In professional papermaking, ash content is far more than a laboratory detection figure. It acts as a silent regulator that directly dictates the physical and chemical limits of your production line.
Ⅰ、Beyond the Lab: Ash as a Strategic Engineering Variable
Whether processing virgin wood pulp, non-wood fibers, or recycled furnish, ash represents the Total Mineral Load entering the system. It acts as a silent regulator that directly dictates the physical and chemical limits of your production line—affecting everything from fiber bonding to wastewater treatment performance.
For mills producing containerboard, testliner, or high-end newsprint, managing this load is the foundation of process stability. When properly engineered, ash transforms from an unpredictable risk into a manageable variable that can be optimized for both cost and quality.
Ⅱ、Raw Material Reality: Matching Grade to Process
“Ash” refers to the inorganic residue—primarily calcium carbonate, kaolin clay, titanium dioxide, and abrasive silica—remaining after pulp is burned at approximately 925°C. Because different wastepaper grades carry vastly different mineral loads, a “one-size-fits-all” approach to cleaning is impossible.

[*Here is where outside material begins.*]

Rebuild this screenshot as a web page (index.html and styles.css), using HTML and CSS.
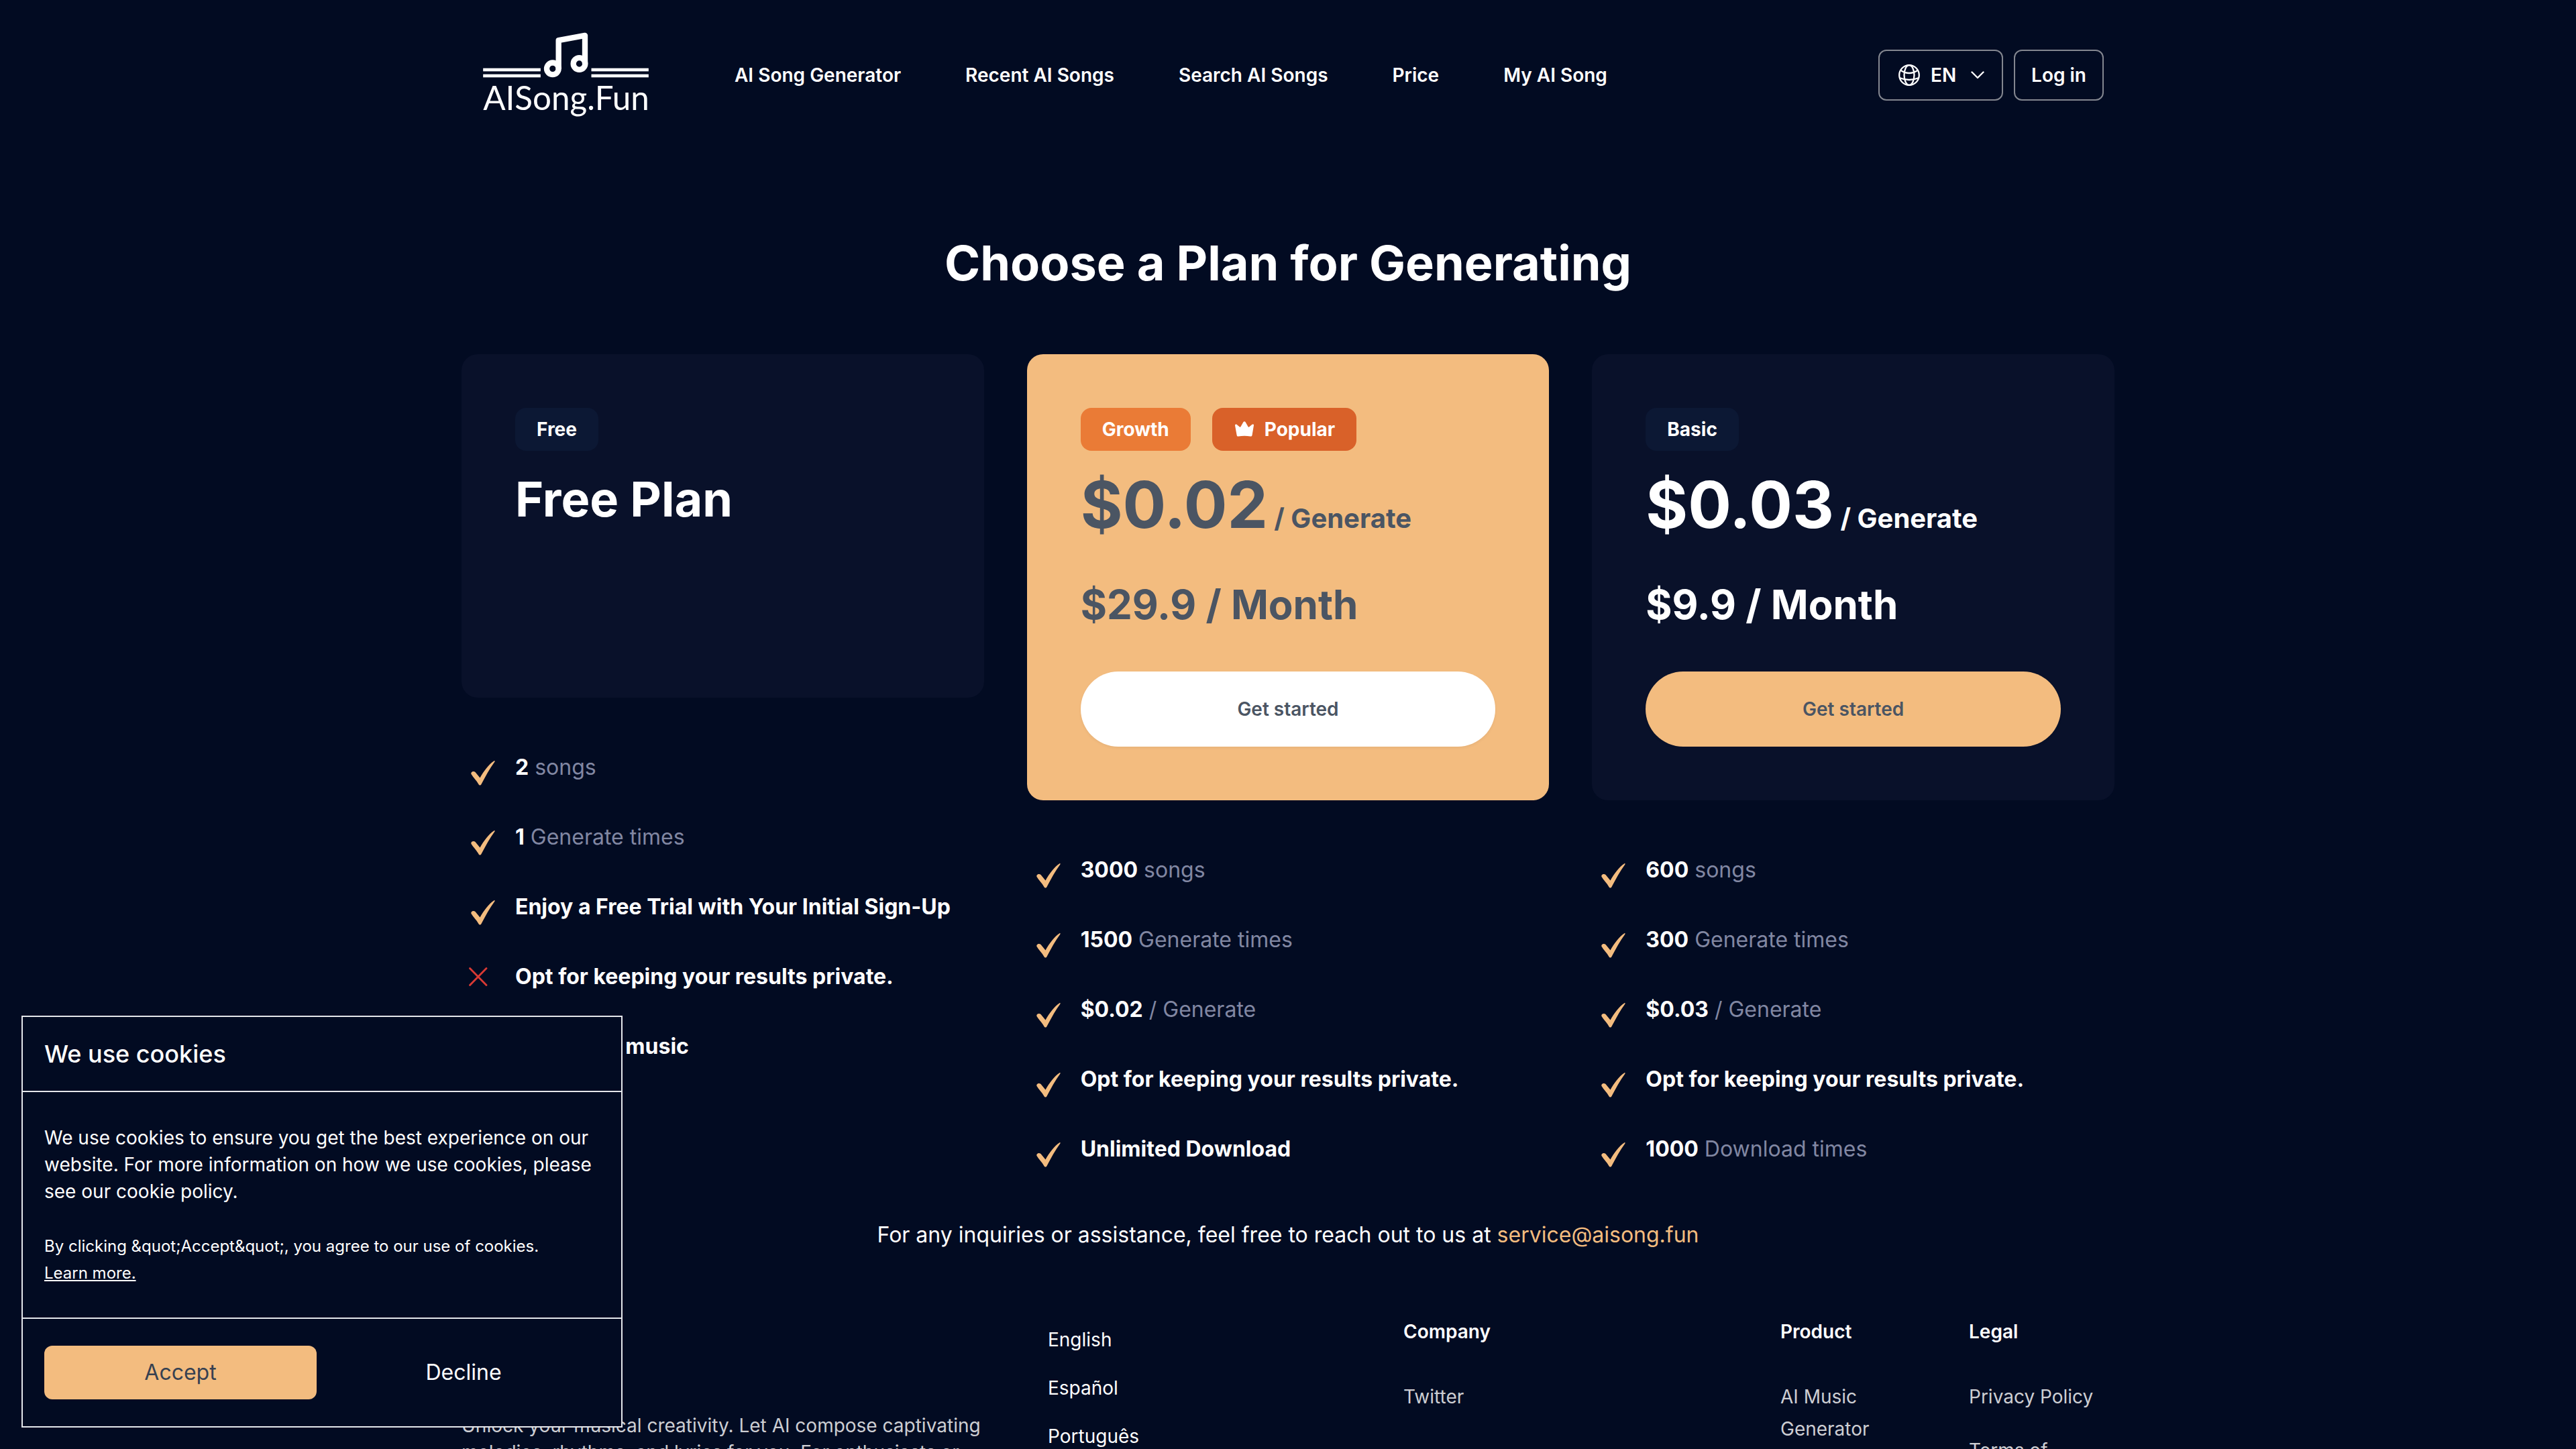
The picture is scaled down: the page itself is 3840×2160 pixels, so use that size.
FILE: index.html
```html
<!DOCTYPE html>
<html lang="en">
<head>
<meta charset="utf-8">
<title>AISong.Fun - Price</title>
<meta name="viewport" content="width=device-width, initial-scale=1">
<link rel="stylesheet" href="styles.css">
</head>
<body>
<svg class="sprite" aria-hidden="true">
  <symbol id="check" viewBox="-3 -4 39 41"><path d="M0.500 20C-0.800 16.500 4 14.500 6.500 17L13.500 25.500C19 15.500 27 5 34.500 0.200C35.600-0.200 36 0.800 35.300 1.800C28 11.500 21.500 24 15.500 35C14.500 37 12.500 37 11.500 35.200C8.500 29.500 3 24.500 0.500 20Z" fill="currentColor"/></symbol>
  <symbol id="cross" viewBox="0 0 39 41"><path d="M1.500 1.500L26 26.500M26 1.500L1.500 26.500" fill="none" stroke="currentColor" stroke-width="2.800" stroke-linecap="round"/></symbol>
</svg>
<div class="page">
  <header class="header">
    <a class="logo" href="#" aria-label="AISong.Fun">
      <svg viewBox="30 50 740 390" class="logo-mark">
        <g fill="#fff"><rect x="30" y="214" width="257" height="14"/><rect x="30" y="241" width="257" height="14"/><rect x="514" y="214" width="256" height="14"/><rect x="514" y="241" width="256" height="14"/></g>
        <g fill="none" stroke="#fff" stroke-width="25" stroke-linejoin="round"><circle cx="341" cy="216" r="26.500"/><circle cx="460" cy="194" r="26.500"/><path d="M367.500 218V89.500L485.500 67.500V196"/></g>
        <text x="30" y="402" class="logo-text">AISong.Fun</text>
      </svg>
    </a>
    <nav class="nav">
      <a href="#">AI Song Generator</a>
      <a href="#">Recent AI Songs</a>
      <a href="#">Search AI Songs</a>
      <a href="#">Price</a>
      <a href="#">My AI Song</a>
    </nav>
    <div class="actions">
      <div class="outline language">
        <svg class="globe" viewBox="0 0 32 32" fill="none" stroke="#fff" stroke-width="2.300"><circle cx="16" cy="16" r="14.800"/><ellipse cx="16" cy="16" rx="7.500" ry="14.800"/><path d="M3.500 9Q16 17 28.500 9M1.500 20Q16 26 30.500 20"/></svg>
        <select class="language-select" aria-label="Language"><option>EN</option></select>
        <svg class="chevron" viewBox="0 0 20 12" fill="none" stroke="#fff" stroke-width="2.400" stroke-linecap="round" stroke-linejoin="round"><path d="M1.500 1.500L10 10L18.500 1.500"/></svg>
      </div>
      <button class="outline login" type="button">Log in</button>
    </div>
  </header>

  <main class="main">
    <h1 class="title">Choose a Plan for Generating</h1>
    <div class="plans">
      <section class="plan">
        <div class="card">
          <div class="badges"><span class="badge">Free</span></div>
          <h2 class="plan-name">Free Plan</h2>
          <div class="action-space"></div>
        </div>
        <ul class="features">
          <li><svg class="mark"><use href="#check"/></svg><span><b>2</b> songs</span></li>
          <li><svg class="mark"><use href="#check"/></svg><span><b>1</b> Generate times</span></li>
          <li><svg class="mark"><use href="#check"/></svg><b>Enjoy a Free Trial with Your Initial Sign-Up</b></li>
          <li><svg class="mark mark-off"><use href="#cross"/></svg><b>Opt for keeping your results private.</b></li>
          <li><svg class="mark mark-off"><use href="#cross"/></svg><b>Download music</b></li>
        </ul>
      </section>
      <section class="plan">
        <div class="card card-popular">
          <div class="badges"><span class="badge badge-growth">Growth</span><span class="badge badge-popular"><svg class="crown" viewBox="0 0 32 32"><path d="M2 10C2 8.500 3.500 8 4.500 8.800L9 12.500Q10 13 10.500 12L14.500 5Q16 3.500 17.500 5L21.500 12Q22 13 23 12.500L27.500 8.800C28.800 8 30.500 8.500 30 10L27.500 25Q27 27 25 26.500Q16 25.200 7 26.500Q5 27 4.700 25Z" fill="#fff"/></svg>Popular</span></div>
          <p class="price">$0.02<span class="unit"> / Generate</span></p>
          <p class="month">$29.9 / Month</p>
          <button class="start start-light" type="button">Get started</button>
        </div>
        <ul class="features">
          <li><svg class="mark"><use href="#check"/></svg><span><b>3000</b> songs</span></li>
          <li><svg class="mark"><use href="#check"/></svg><span><b>1500</b> Generate times</span></li>
          <li><svg class="mark"><use href="#check"/></svg><span><b>$0.02</b> / Generate</span></li>
          <li><svg class="mark"><use href="#check"/></svg><b>Opt for keeping your results private.</b></li>
          <li><svg class="mark"><use href="#check"/></svg><b>Unlimited Download</b></li>
        </ul>
      </section>
      <section class="plan">
        <div class="card">
          <div class="badges"><span class="badge">Basic</span></div>
          <p class="price">$0.03<span class="unit"> / Generate</span></p>
          <p class="month">$9.9 / Month</p>
          <button class="start" type="button">Get started</button>
        </div>
        <ul class="features">
          <li><svg class="mark"><use href="#check"/></svg><span><b>600</b> songs</span></li>
          <li><svg class="mark"><use href="#check"/></svg><span><b>300</b> Generate times</span></li>
          <li><svg class="mark"><use href="#check"/></svg><span><b>$0.03</b> / Generate</span></li>
          <li><svg class="mark"><use href="#check"/></svg><b>Opt for keeping your results private.</b></li>
          <li><svg class="mark"><use href="#check"/></svg><span><b>1000</b> Download times</span></li>
        </ul>
      </section>
    </div>
    <p class="contact">For any inquiries or assistance, feel free to reach out to us at <a href="mailto:service@aisong.fun">service@aisong.fun</a></p>
  </main>

  <footer class="footer">
    <p class="about">Unlock your musical creativity. Let AI compose captivating melodies, rhythms, and lyrics for you. For enthusiasts or</p>
    <div class="languages"><a href="#">English</a><a href="#">Español</a><a href="#">Português</a></div>
    <div class="links">
      <div class="group group-wide"><h3>Company</h3><a href="#">Twitter</a></div>
      <div class="group"><h3>Product</h3><a href="#">AI Music Generator</a></div>
      <div class="group"><h3>Legal</h3><a href="#">Privacy Policy</a><a href="#">Terms of Service</a></div>
    </div>
  </footer>
</div>

<aside class="cookies" aria-label="Cookies">
  <h2 class="cookies-title">We use cookies</h2>
  <div class="cookies-body">
    <p>We use cookies to ensure you get the best experience on our website. For more information on how we use cookies, please see our cookie policy.</p>
    <p class="cookies-note">By clicking &amp;quot;Accept&amp;quot;, you agree to our use of cookies.<br><a href="#">Learn more.</a></p>
  </div>
  <div class="cookies-actions">
    <button class="accept" type="button">Accept</button>
    <button class="decline" type="button">Decline</button>
  </div>
</aside>
</body>
</html>
```
FILE: styles.css
```css
* { box-sizing: border-box; margin: 0; }

body {
  background: #020b22;
  color: #fff;
  font: 400 28px/40px Inter, "Noto Sans", sans-serif;
}

a { color: inherit; text-decoration: none; }
button, select { font: inherit; color: inherit; background: none; border: 0; padding: 0; }
button { cursor: pointer; }
.sprite { display: none; }

.page { height: 100vh; overflow: hidden; }

/* Header */
.header {
  display: flex;
  align-items: center;
  max-width: 2464px;
  height: 224px;
  margin: 0 auto;
  padding: 0 16px;
}
.logo { display: block; margin: 0 128px 0 16px; }
.logo-mark { display: block; width: 247px; height: 130px; overflow: visible; }
.logo-text { font: 400 148px Lato, sans-serif; fill: #fff; }
.nav { display: flex; gap: 96px; font-weight: 600; white-space: nowrap; }
.actions { display: flex; gap: 16px; margin-left: auto; font-weight: 600; }
.outline {
  display: flex;
  align-items: center;
  height: 76px;
  border: 2px solid #83868f;
  border-radius: 12px;
}
.login { padding: 0 24px; }
.language { padding: 0 26px 0 28px; }
.globe { width: 32px; height: 32px; margin-right: 16px; }
.language-select { appearance: none; width: 60px; }
.chevron { width: 20px; height: 12px; }

/* Plans */
.main { max-width: 2464px; margin: 0 auto; padding-top: 128px; }
.title { font-size: 72px; line-height: 80px; font-weight: 700; text-align: center; }
.plans {
  display: grid;
  grid-template-columns: repeat(3, 1fr);
  gap: 64px;
  margin-top: 96px;
}
.card {
  display: flex;
  flex-direction: column;
  padding: 80px;
  border-radius: 24px;
  background: #09112a;
}
.card-popular { background: #f3bc7f; color: #4b5563; }
.badges { display: flex; gap: 32px; margin-bottom: 32px; }
.badge {
  display: flex;
  align-items: center;
  height: 64px;
  padding: 0 32px;
  border-radius: 16px;
  background: #0c1834;
  color: #fff;
  font-weight: 700;
}
.badge-growth { background: #ea7b36; }
.badge-popular { background: #d96129; }
.crown { width: 32px; height: 32px; margin-right: 14px; }
.plan-name { font-size: 72px; line-height: 80px; font-weight: 700; }
.price { font-size: 96px; line-height: 96px; font-weight: 700; white-space: nowrap; }
.unit { font-size: 40px; line-height: 56px; }
.month { margin: 64px 0; font-size: 60px; line-height: 72px; font-weight: 700; }
.start {
  height: 112px;
  border-radius: 56px;
  background: #f3bc7f;
  color: #4b5563;
  font-weight: 600;
  box-shadow: 0 2px 4px rgb(0 0 0 / 5%);
}
.start-light { background: #fff; }
.action-space { height: 112px; margin-top: 64px; }

.features {
  display: grid;
  gap: 56px;
  padding: 80px 0 0;
  list-style: none;
  color: #8187a2;
  font-size: 32px;
  line-height: 48px;
}
.features li { display: grid; grid-template-columns: 69px 1fr; align-items: start; height: 48px; padding-left: 11px; white-space: nowrap; }
.features b { color: #fff; font-weight: 700; }
.mark { width: 39px; height: 41px; margin-top: 10px; color: #f3bc7f; }
.mark-off { color: #d93a34; }

.contact { margin-top: 80px; font-size: 32px; line-height: 48px; text-align: center; }
.contact a { color: #f3bc7f; }

/* Footer */
.footer {
  display: grid;
  grid-template-columns: 810px 466px 1fr;
  max-width: 2464px;
  margin: 0 auto;
  padding: 96px 0;
}
.about { padding: 144px 0 0; color: #cdced3; }
.languages { display: grid; align-content: start; gap: 32px; padding: 16px 64px; }
.links { display: grid; grid-template-columns: repeat(4, 1fr); column-gap: 64px; padding-left: 128px; line-height: 48px; }
.group { display: grid; align-content: start; gap: 32px; color: #cdced3; }
.group-wide { grid-column: span 2; }
.group h3 { margin-bottom: 17px; font-size: 28px; font-weight: 600; color: #fff; }

/* Cookie notice */
.cookies {
  position: fixed;
  left: 32px;
  bottom: 32px;
  width: 896px;
  border: 2px solid #e5e7eb;
  background: #020b22;
}
.cookies-title { padding: 32px; font-size: 36px; line-height: 46px; font-weight: 500; border-bottom: 2px solid #e5e7eb; }
.cookies-body { display: grid; gap: 42px; padding: 48px 32px 46px; }
.cookies-note { font-size: 24px; }
.cookies-note a { text-decoration: underline; }
.cookies-actions {
  display: grid;
  grid-template-columns: 1fr 1fr;
  gap: 16px;
  padding: 40px 32px;
  border-top: 2px solid #e5e7eb;
  font-size: 32px;
}
.cookies-actions button { height: 80px; border-radius: 12px; }
.accept { background: #f3bc7f; color: #374151; }
```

Table 1: Engineering Focus by Furnish Type
| Recovered Paper Type | Typical Ash Content (%) | Key Engineering Priority |
| OCC (Corrugated) | 5% – 12% | Strength Preservation: Maximizing fiber-to-fiber bonding while removing heavy grit. |
| ONP (Newsprint) | 10% – 20% | Process Balance: Achieving the right opacity without sacrificing drainage. |
| Magazines (OMG) | 20% – 40% | High Load Management: Intensive centrifugal cleaning and mineral separation. |
| Mixed Office Waste | 8% – 18% | Fluctuation Control: Managing high variability in raw material quality. |
Ⅲ、The Operational Toll: How Uncontrolled Ash Erodes Profitability
High or fluctuating ash levels impact nearly every stage of the paper machine’s performance:
Strength Development: Excessive mineral particles physically interfere with hydrogen bonding between fibers. This results in a sharp decline in tensile strength and compression resistance (SCT) in packaging grades.
Drainage & Speed: Fine minerals restrict water removal at the forming section. This forces a difficult choice: accept higher steam demand and energy costs, or reduce machine speed to maintain drying.
Equipment Lifecycle: Hard particles like silica act as an abrasive, accelerating the wear of pressure screens, cleaner cones, and refiner plates. This increases the frequency of costly maintenance shutdowns.
Chemical Instability: In deinking and wet-end chemistry, excess fines compete for chemical adsorption, driving up costs for retention aids while causing “chemical swings”.
Environmental Load: Mineral losses increase suspended solids in the white water, raising sludge handling requirements and wastewater pressure.
Ⅳ、The PMTEC Framework for Stable Ash Control
Effective management is never the result of a single machine; it requires a coordinated system architecture. The PMTEC framework focuses on:
Multi-Stage Pressure Screening: Removing coarse contaminants while protecting usable long fibers.
High-Efficiency Centrifugal Cleaning: Targeting the elimination of heavy mineral particles and abrasive grit.
Balanced Reject Management: Controlling reject flows to prevent the harmful “internal loop” recirculation of fines.
Approach Flow Stability: Ensuring stable consistency and dilution to prevent headbox surges and grammage fluctuations.
Ⅴ、Conclusion: Engineering Stability for the Future
Professional papermaking does not aim for the lowest possible ash level; it aims for stabilized ash aligned with product requirements and machine capability. PMTEC specializes in the integrated design of recycled fiber systems that balance mineral loads with fiber protection. By transforming process variability into engineering control, we help mills achieve long-term operational reliability.